The musicians involved in the original recording play in various combinations, covering a wide range of musical genres, from Kurt Weill's theater music, to free jazz, rock and Indian music. Writer Stuart Broomer considers this to be a summing up "much of the creative energy that was loose between 1968 and 1972".

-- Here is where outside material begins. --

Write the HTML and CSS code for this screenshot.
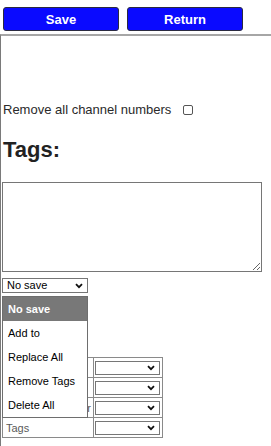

Viva acts as narrator. Jack Bruce also appears on bass and vocals (due to the album's long production, he also appeared on Frank Zappa's album Apostrophe, playing bass on the title track). Among the vocalists is a young (and still relatively unknown) Linda Ronstadt, in addition to Jeanne Lee, Paul Jones, Carla Bley, Don Preston, Sheila Jordan, and Bley's and Mantler's then-4-year-old daughter Karen Mantler.

Reception
Jonathon Cott's Rolling Stone article stated: "Like an electric transformer, Escalator Over the Hill synthesizes and draws on an enormous range of musical materials – raga, jazz, rock, ring modulated piano sounds, all brought together through Carla Bley's extraordinary formal sense and ability to unify individual but diverse musical sections by means of the editing of the record medium... The opera is an international musical encounter of the first order."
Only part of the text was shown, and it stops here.